Connie Guild worked in the Benton County accounting department, where she managed the county’s travel fund. Guild was responsible for paying out cash advances to county employees for travel expenses and receiving any excess funds when their travel was complete. Guild periodically submitted claims to the county treasurer to reimburse the travel fund. From 2007 to 2016, Guild submitted false claims, causing the treasurer to issue checks for amounts exceeding that which was required to reimburse the travel fund. Guild cashed the checks and deposited the excess cash into her personal bank account. All told, she embezzled $1,033,762.20.

Guild pleaded guilty to one count of theft concerning programs receiving federal funds in violation of 18 U.S.C. § 666(a)(1)(A) and one count of subscribing to a false income tax return in violation of 26 U.S.C. § 7206(1). At sentencing, the district court 1 overruled Guild’s objection to a letter written by Barbara Ludwig, Benton County human resources manager. The court imposed concurrent sentences of 34 months’ imprisonment. Guild argues on appeal that the district court erred in considering the Ludwig letter.
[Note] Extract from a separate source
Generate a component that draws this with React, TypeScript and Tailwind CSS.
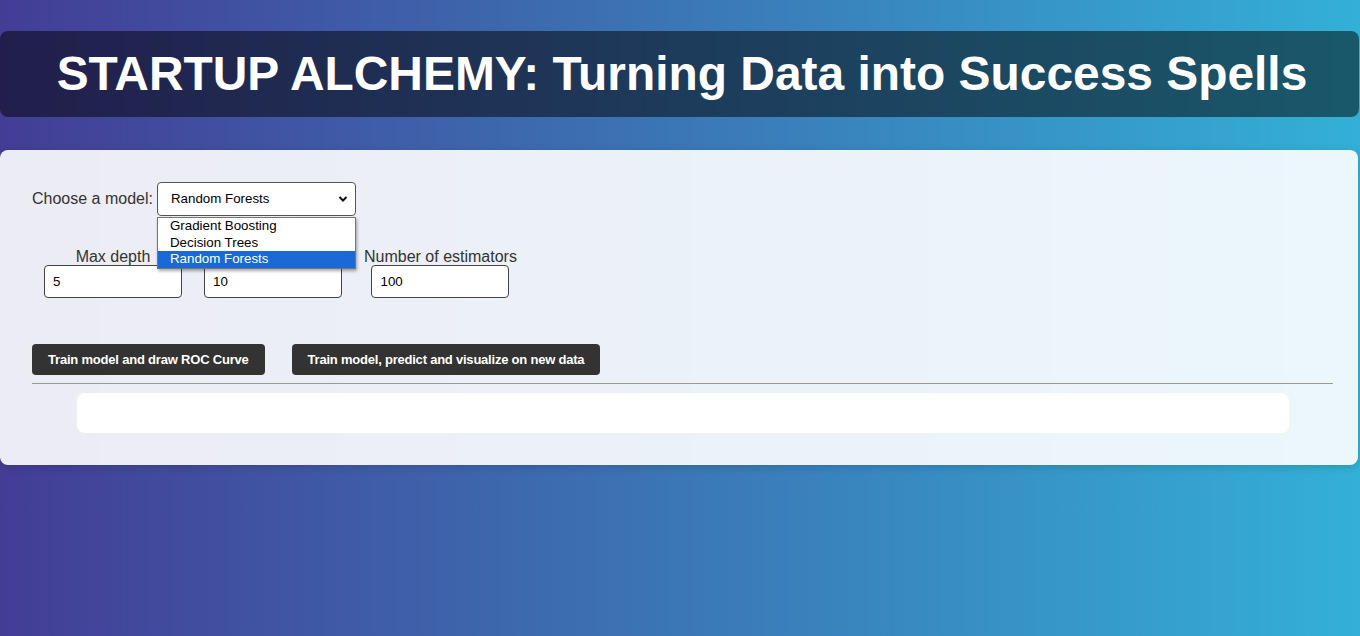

A crime victim has “[t]he right to be reasonably heard at any public proceeding in the district court involving ․ sentencing.” 18 U.S.C. § 3771(a)(4). The definition of “crime victim” includes “a person directly and proximately harmed as a result of the commission of a Federal offense.” Id. § 3771(e)(2)(A). Guild concedes that Benton County is the victim of her theft offense, but she argues that Ludwig was not authorized to speak on the county’s behalf. The district court’s finding to the contrary, however, is well supported by the record—Ludwig used Benton County stationery, she explained her role within the county, she wrote that the embezzled funds could have been used to hire additional staff or to increase staff pay, and she signed the letter in her capacity as human resources manager. We thus find no error in the district court’s decision to consider the letter “as being written in an official capacity and speaking on behalf of Benton County.”

The sentence is affirmed.


1.   The Honorable Timothy L. Brooks, United States District Judge for the Western District of Arkansas.